El camino de Santiago

Hay música, hay teatro, hay calor ciudadano y, nuevamente, ese sentimiento que parece arrobado por una mística que los creyentes en un Dios del Cielo tal vez verían con asombro. Un locutor de televisión dice que, esa noche, “el Che y Fidel han conversado”, como si fueran dos santos, como si hubieran recobrado vida y estuvieran preparando un discurso para sus fieles. También para sus detractores, o para los escépticos, que al menos han guardado discreto silencio.

Al momento de cerrar estas líneas, la caravana se preparaba para seguir su camino a Santiago de Cuba, la ciudad final, donde el cementerio de Santa Ifigenia guardará las cenizas de Fidel, donde también está enterrado José Martí, próceres y héroes de la independencia cubana de España. Eso será al final del recorrido, recién el domingo 4/12/16, cuando Fidel Castro Ruz haya hecho, ya de manera simbólica, el mismo recorrido que hizo a inicios del turbulento 1959.

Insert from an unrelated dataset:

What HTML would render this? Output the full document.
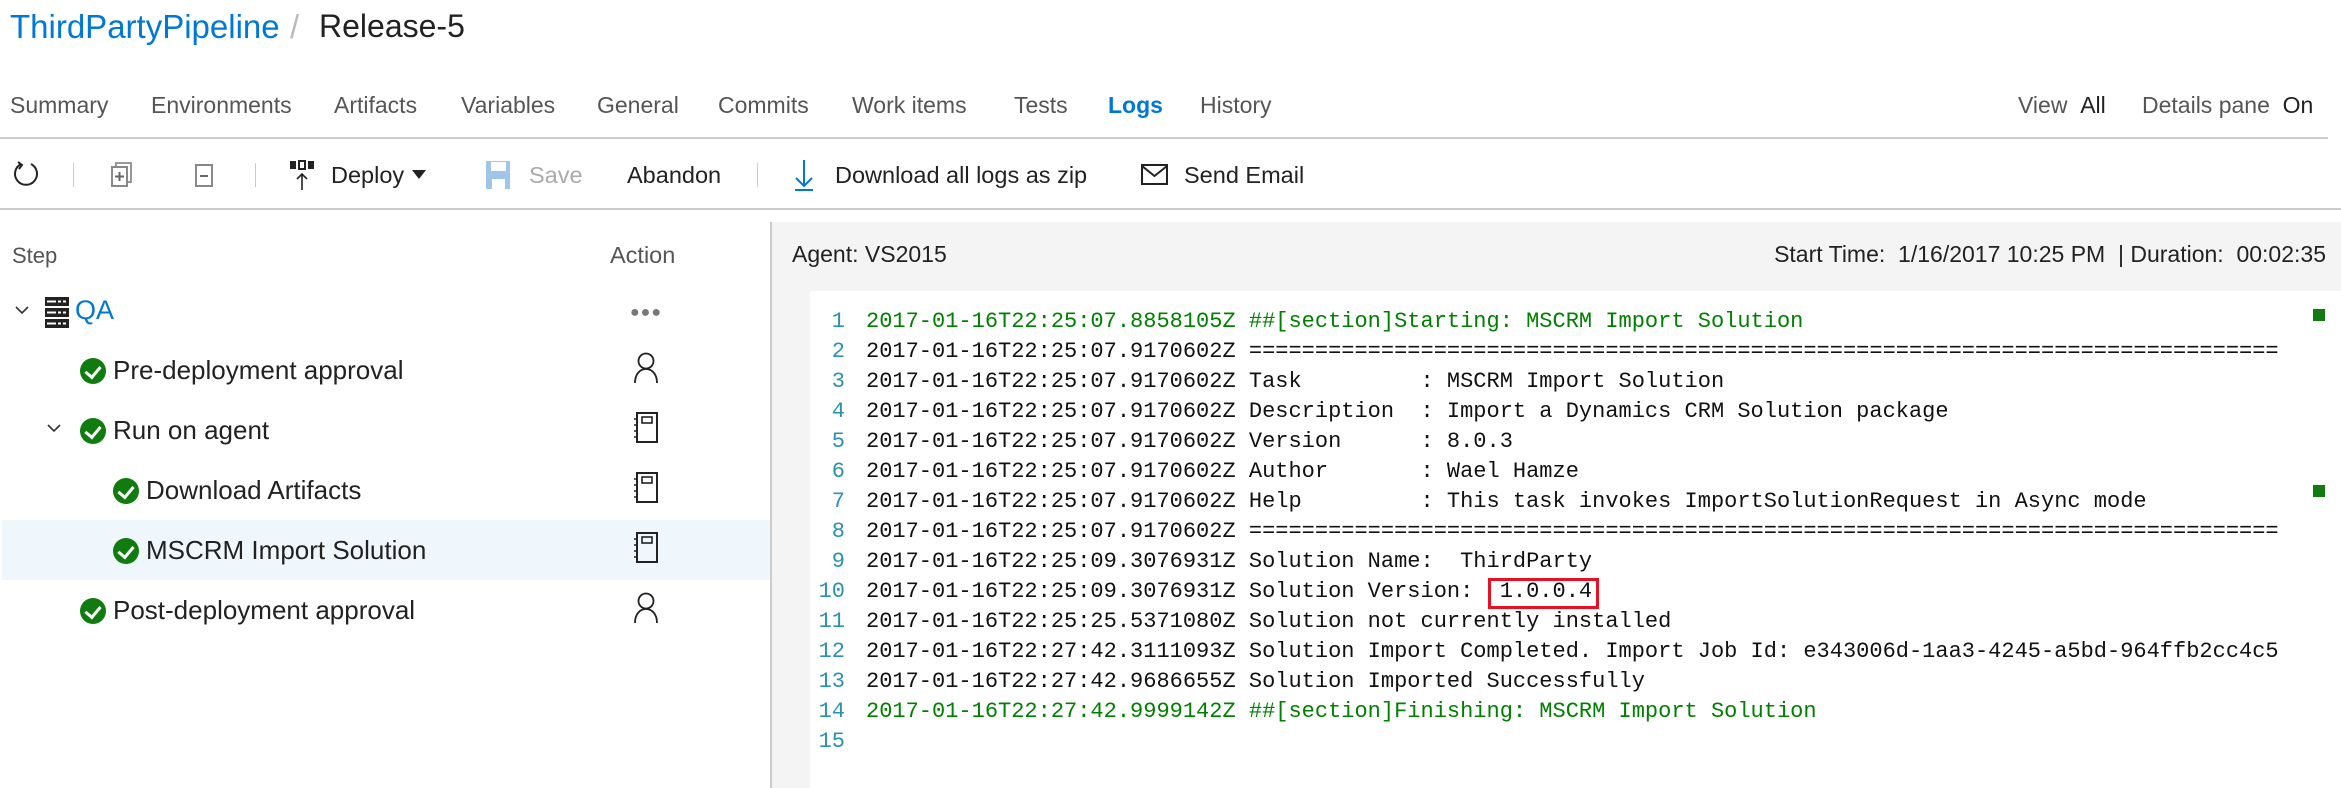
<!DOCTYPE html>
<html><head><meta charset="utf-8"><style>
*{margin:0;padding:0;box-sizing:border-box}
body{width:2341px;height:788px;overflow:hidden;background:#fff;font-family:"Liberation Sans",sans-serif;color:#222;position:relative}
.a{position:absolute;white-space:nowrap}
.tab{position:absolute;top:92px;font-size:23px;color:#555}
.tb{position:absolute;top:162px;font-size:23.5px;color:#222}
.row{position:absolute;left:0;width:770px;height:60px}
.row span{position:absolute;top:15px;font-size:26px;color:#222}
.chk{position:absolute;top:18px;width:26px;height:26px;border-radius:50%;background:#107c10}
.chk:after{content:"";position:absolute;left:8px;top:5px;width:7px;height:12px;border:solid #fff;border-width:0 3px 3px 0;transform:rotate(40deg)}
.log{position:absolute;left:810px;top:291px;right:0;bottom:0;background:#fff}
.ln{position:absolute;font-family:"Liberation Mono",monospace;font-size:22px;line-height:30px;white-space:pre}
.num{left:0;width:35px;text-align:right;color:#2b91af}
.txt{left:56px;color:#111}
.g{color:#008000}
</style></head><body>
<div class="a" style="left:10px;top:8px;font-size:33px;color:#0078d7">ThirdPartyPipeline</div>
<div class="a" style="left:290px;top:8px;font-size:33px;color:#bbb">/</div>
<div class="a" style="left:319px;top:8px;font-size:32px;color:#222">Release-5</div>

<div class="tab" style="left:10px">Summary</div>
<div class="tab" style="left:151px">Environments</div>
<div class="tab" style="left:334px">Artifacts</div>
<div class="tab" style="left:461px">Variables</div>
<div class="tab" style="left:597px">General</div>
<div class="tab" style="left:718px">Commits</div>
<div class="tab" style="left:852px">Work items</div>
<div class="tab" style="left:1014px">Tests</div>
<div class="tab" style="left:1108px;color:#0078d7;font-weight:bold">Logs</div>
<div class="tab" style="left:1200px">History</div>
<div class="tab" style="left:2018px">View <span style="color:#222">&nbsp;All</span></div>
<div class="tab" style="left:2142px">Details pane <span style="color:#222">&nbsp;On</span></div>
<div class="a" style="left:0;top:137px;width:2328px;height:2px;background:#ccc"></div>

<!-- toolbar -->
<svg class="a" style="left:12px;top:160px" width="28" height="30" viewBox="0 0 28 30"><path d="M9 4 A11 11 0 1 0 19 4" fill="none" stroke="#222" stroke-width="2"/><path d="M6 2 L10 5 L7 9" fill="none" stroke="#222" stroke-width="2"/></svg>
<div class="a" style="left:73px;top:163px;width:1px;height:24px;background:#ccc"></div>
<svg class="a" style="left:111px;top:162px" width="22" height="26"><rect x="5" y="1" width="15" height="19" fill="none" stroke="#999" stroke-width="2"/><rect x="1" y="5" width="15" height="19" fill="#fff" stroke="#888" stroke-width="2"/><path d="M8.5 10v9M4 14.5h9" stroke="#666" stroke-width="2"/></svg>
<svg class="a" style="left:195px;top:164px" width="20" height="24"><rect x="1" y="1" width="16" height="21" fill="none" stroke="#888" stroke-width="2"/><path d="M5 12h8" stroke="#666" stroke-width="2"/></svg>
<div class="a" style="left:255px;top:163px;width:1px;height:24px;background:#ccc"></div>
<svg class="a" style="left:290px;top:160px" width="30" height="32"><rect x="0" y="1" width="6" height="8" fill="#222"/><rect x="9" y="1" width="6" height="8" fill="none" stroke="#222" stroke-width="2"/><rect x="18" y="1" width="6" height="8" fill="#222"/><path d="M12 30V14M7 19l5-5 5 5" fill="none" stroke="#222" stroke-width="1.6"/></svg>
<div class="tb" style="left:331px">Deploy</div>
<div class="a" style="left:412px;top:170px;width:0;height:0;border-left:7px solid transparent;border-right:7px solid transparent;border-top:9px solid #222"></div>
<svg class="a" style="left:485px;top:160px" width="28" height="30"><path d="M1 1h24v28h-5v-10H7v10H1z" fill="#9fc6ea"/><rect x="6" y="2" width="15" height="9" fill="#fff"/></svg>
<div class="tb" style="left:529px;color:#aaa">Save</div>
<div class="tb" style="left:627px">Abandon</div>
<div class="a" style="left:757px;top:163px;width:1px;height:24px;background:#ccc"></div>
<svg class="a" style="left:792px;top:158px" width="24" height="34"><path d="M12 2v26M4 20l8 8 8-8" fill="none" stroke="#0078d7" stroke-width="2"/><path d="M3 32h18" stroke="#0078d7" stroke-width="2"/></svg>
<div class="tb" style="left:835px">Download all logs as zip</div>
<svg class="a" style="left:1141px;top:164px" width="28" height="22"><rect x="1" y="1" width="25" height="19" fill="none" stroke="#222" stroke-width="2"/><path d="M1 2l12.5 10L26 2" fill="none" stroke="#222" stroke-width="2"/></svg>
<div class="tb" style="left:1184px">Send Email</div>
<div class="a" style="left:0;top:208px;width:2341px;height:2px;background:#ccc"></div>

<!-- left panel -->
<div class="a" style="left:12px;top:243px;font-size:22px;color:#555">Step</div>
<div class="a" style="left:610px;top:242px;font-size:23.5px;color:#555">Action</div>
<div class="row" style="top:282px">
 <svg class="a" style="left:15px;top:24px" width="14" height="10"><path d="M1 1l6 6 6-6" fill="none" stroke="#333" stroke-width="1.6"/></svg>
 <svg class="a" style="left:45px;top:15px" width="24" height="31"><rect width="24" height="9" fill="#222"/><rect y="11" width="24" height="9" fill="#222"/><rect y="22" width="24" height="9" fill="#222"/><path d="M2 4.5h9M2 15.5h9M2 26.5h9M13 4.5h3M13 15.5h3M13 26.5h3M18 4.5h3M18 15.5h3M18 26.5h3" stroke="#fff" stroke-width="2"/></svg>
 <span style="left:75px;color:#0078d7;top:13px;font-size:27px">QA</span>
 <div class="a" style="left:630px;top:22px;font-size:16px;color:#777;letter-spacing:1px">●●●</div>
</div>
<div class="row" style="top:340px"><div class="chk" style="left:80px"></div><span style="left:113px">Pre-deployment approval</span>
 <svg class="a" style="left:633px;top:12px" width="26" height="32"><circle cx="13" cy="9" r="7.5" fill="none" stroke="#222" stroke-width="1.8"/><path d="M2 31c0-9 5-14 11-14s11 5 11 14" fill="none" stroke="#222" stroke-width="1.8"/></svg></div>
<div class="row" style="top:400px">
 <svg class="a" style="left:47px;top:24px" width="14" height="10"><path d="M1 1l6 6 6-6" fill="none" stroke="#333" stroke-width="1.6"/></svg>
 <div class="chk" style="left:80px"></div><span style="left:113px">Run on agent</span>
 <svg class="a" style="left:633px;top:12px" width="26" height="32"><rect x="4" y="1" width="20" height="29" fill="none" stroke="#222" stroke-width="2"/><rect x="9" y="5" width="10" height="6" fill="none" stroke="#222" stroke-width="1.6"/><path d="M1 7h4M1 13h4M1 19h4M1 25h4" stroke="#222" stroke-width="1.6"/></svg></div>
<div class="row" style="top:460px"><div class="chk" style="left:113px"></div><span style="left:146px">Download Artifacts</span>
 <svg class="a" style="left:633px;top:12px" width="26" height="32"><rect x="4" y="1" width="20" height="29" fill="none" stroke="#222" stroke-width="2"/><rect x="9" y="5" width="10" height="6" fill="none" stroke="#222" stroke-width="1.6"/><path d="M1 7h4M1 13h4M1 19h4M1 25h4" stroke="#222" stroke-width="1.6"/></svg></div>
<div class="row" style="top:520px;left:2px;width:768px;background:#eff6fc"><div class="chk" style="left:111px"></div><span style="left:144px">MSCRM Import Solution</span>
 <svg class="a" style="left:631px;top:12px" width="26" height="32"><rect x="4" y="1" width="20" height="29" fill="none" stroke="#222" stroke-width="2"/><rect x="9" y="5" width="10" height="6" fill="none" stroke="#222" stroke-width="1.6"/><path d="M1 7h4M1 13h4M1 19h4M1 25h4" stroke="#222" stroke-width="1.6"/></svg></div>
<div class="row" style="top:580px"><div class="chk" style="left:80px"></div><span style="left:113px">Post-deployment approval</span>
 <svg class="a" style="left:633px;top:12px" width="26" height="32"><circle cx="13" cy="9" r="7.5" fill="none" stroke="#222" stroke-width="1.8"/><path d="M2 31c0-9 5-14 11-14s11 5 11 14" fill="none" stroke="#222" stroke-width="1.8"/></svg></div>

<!-- right panel -->
<div class="a" style="left:770px;top:222px;width:1571px;height:566px;background:#f4f4f4;border-left:2px solid #ccc"></div>
<div class="a" style="left:792px;top:241px;font-size:23px;color:#222">Agent: VS2015</div>
<div class="a" style="right:15px;top:241px;font-size:23px;color:#222">Start Time: &nbsp;1/16/2017 10:25 PM &nbsp;| Duration: &nbsp;00:02:35</div>
<div class="log">
<div class="ln num" style="top:16px">1
2
3
4
5
6
7
8
9
10
11
12
13
14
15</div>
<div class="ln txt" style="top:16px"><span class="g">2017-01-16T22:25:07.8858105Z ##[section]Starting: MSCRM Import Solution</span>
2017-01-16T22:25:07.9170602Z ==============================================================================
2017-01-16T22:25:07.9170602Z Task         : MSCRM Import Solution
2017-01-16T22:25:07.9170602Z Description  : Import a Dynamics CRM Solution package
2017-01-16T22:25:07.9170602Z Version      : 8.0.3
2017-01-16T22:25:07.9170602Z Author       : Wael Hamze
2017-01-16T22:25:07.9170602Z Help         : This task invokes ImportSolutionRequest in Async mode
2017-01-16T22:25:07.9170602Z ==============================================================================
2017-01-16T22:25:09.3076931Z Solution Name:  ThirdParty
2017-01-16T22:25:09.3076931Z Solution Version:  1.0.0.4
2017-01-16T22:25:25.5371080Z Solution not currently installed
2017-01-16T22:27:42.3111093Z Solution Import Completed. Import Job Id: e343006d-1aa3-4245-a5bd-964ffb2cc4c5
2017-01-16T22:27:42.9686655Z Solution Imported Successfully
<span class="g">2017-01-16T22:27:42.9999142Z ##[section]Finishing: MSCRM Import Solution</span>
</div>
</div>
<div class="a" style="left:1488px;top:578px;width:111px;height:31px;border:3px solid #e81123"></div>
<div class="a" style="left:2313px;top:309px;width:12px;height:12px;background:#107c10"></div>
<div class="a" style="left:2313px;top:485px;width:12px;height:12px;background:#107c10"></div>
</body></html>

Esta caravana va en sentido inverso a esa ruta, que entonces comenzó en esa ciudad oriental y terminó el ocho de enero de ese año cuando las tropas revolucionarias entraron en La Habana, encabezadas por Camilo Cienfuegos, el Che Guevara y Fidel Castro. Los dos primeros se fueron de este mundo hace tiempo, y ahora se va esa suerte de héroe santificado, que ha provocado devotos y renegados, en Cuba y en todo el mundo. Y al que la Historia le será imposible ignorar.